Ana Maria Alvarez

Artist Statement

As a Cuban American choreographer, I see clearly that my role in society is to be a change maker and cultural activist. My work is to engage, and to create opportunities for people to feel, relate and communicate with each other and with the sometimes difficult subject material that I address in my work. I am committed to, and am creating stunning, poignant movement and dance theater work that moves audiences. While engaging, my work also challenges notions of how the forms that I use can be utilized and developed in performance. What I am doing with Salsa and Latin social dance is very different from the work of other choreographers creating within these forms. I am addressing difficult and critical issues by using genres that have for decades been used as ‘celebratory dances’. I am challenging the power of these ‘ethnic’ forms to speak articulately and theatrically for the people from which they originated. Most people using these forms, use them to further perpetuate stereotypes. I am committed to doing just the opposite. Many times when people use dance theater – it is a hyper-cheesy approach to miming characters and experiences on stage – that is NOT what I am interested in accomplishing with my work. I am committed to creating a clear and distinct voice for those who are not traditionally listened to (or heard) on stage or in our culture. Not in a way that dumbs down, waters down or undermines these experiences, but in a way that deals physically and emotionally with the complex landscapes in which my work is developed and built!

My choreographic work is highly physical, socially charged, uplifting and calls on audience members to engage their own personal experiences to relate to those narratives presented on stage. By using narrative, text, voice overs, poetry, personal stories, traditional dance forms and fully expressed gestural and choreographed movement, I strive to create a space where traditional norms are redefined. Men dancing with men, women dipping men, women leading, the fourth wall being broken are all completely normal in my work. I also choose carefully the artists that I collaborate with and work closely with those artists to engage their unique set of skills.

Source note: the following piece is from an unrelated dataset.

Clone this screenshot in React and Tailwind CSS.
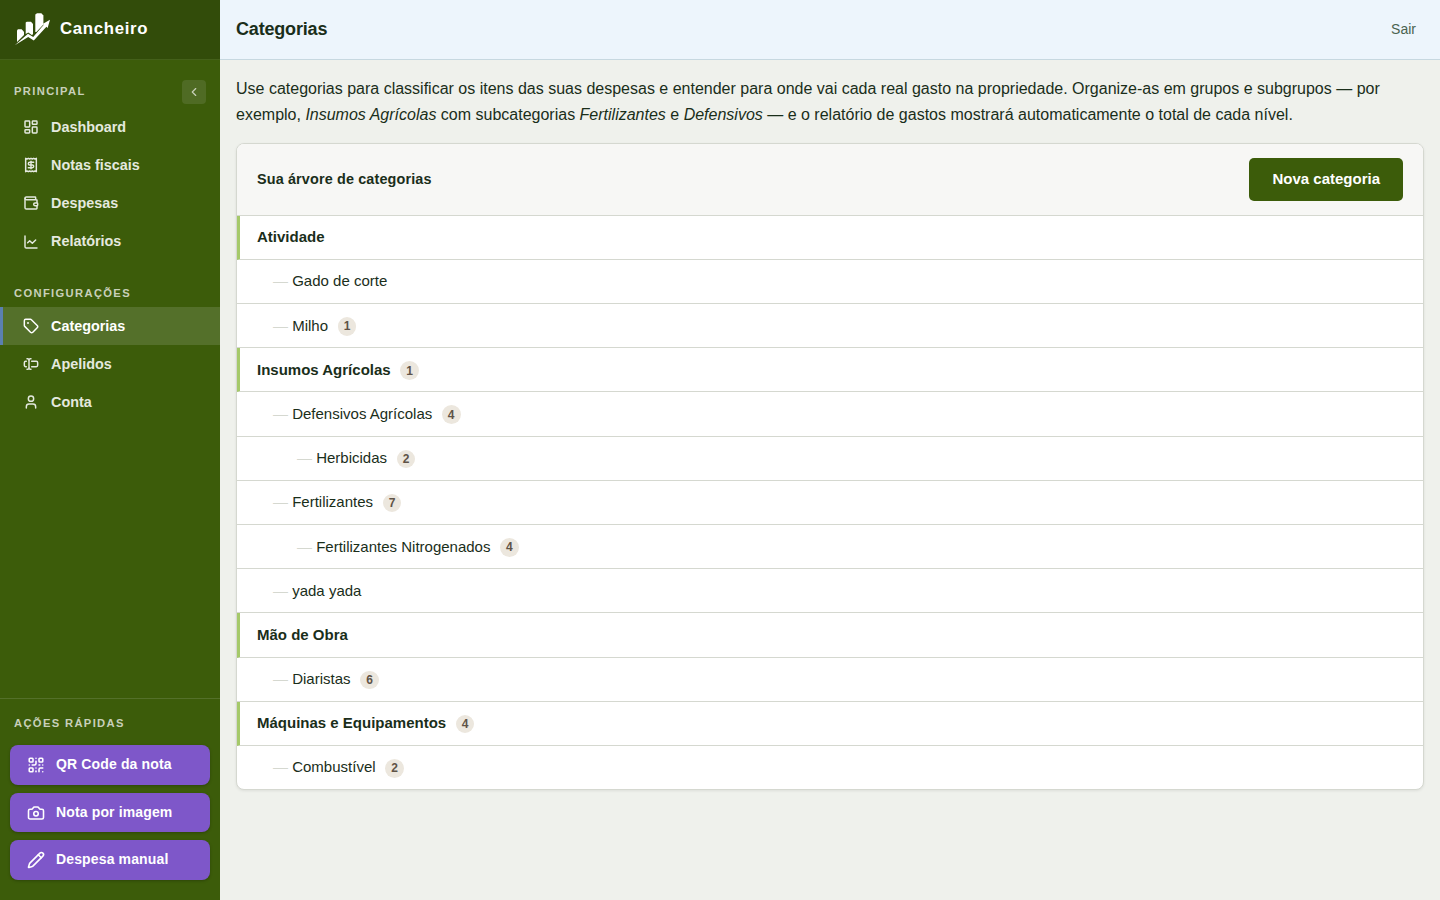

I have developed a strong and unique hybrid approach that allows for exciting collaborations between performers from all backgrounds and speaks to audiences from voices that aren’t traditionally heard on stage. Resistance (pushing, pulling and responding to your partner) is the key to relationships on stage – as well the foundation of Salsa – a form that I continually thread throughout my work. Speaking metaphorically, I switch this resistance from being adversarial to being the fundamental key for communication and empowerment between partners and for a people. My choreographic work is about processing meaning for and by the communities from which this dancing originated, yet pushing those same communities to question and think critically about their own realities and circumstances. At the same time the work affects those outside of these communities by being absolutely engaging and high quality. Those disconnected from that experience can then relate. Choreography inspired by and based on those whose story I am bringing to life on stage gives my work an authenticity and energy that no audience member or critic can deny. The work feels real – it is real – and therefore allows each audience member to relate to it as such. It is an exciting time to be a part of the field of dance, theatre and the performing arts – when the very definitions of the what makes art are being questioned disassembled, pushed and reconstructed. Following in the footsteps of artists like Agusto Boal and Katherine Dunham. I see dance and theatre as a way for human beings to experience their own unique power to impact the world around them.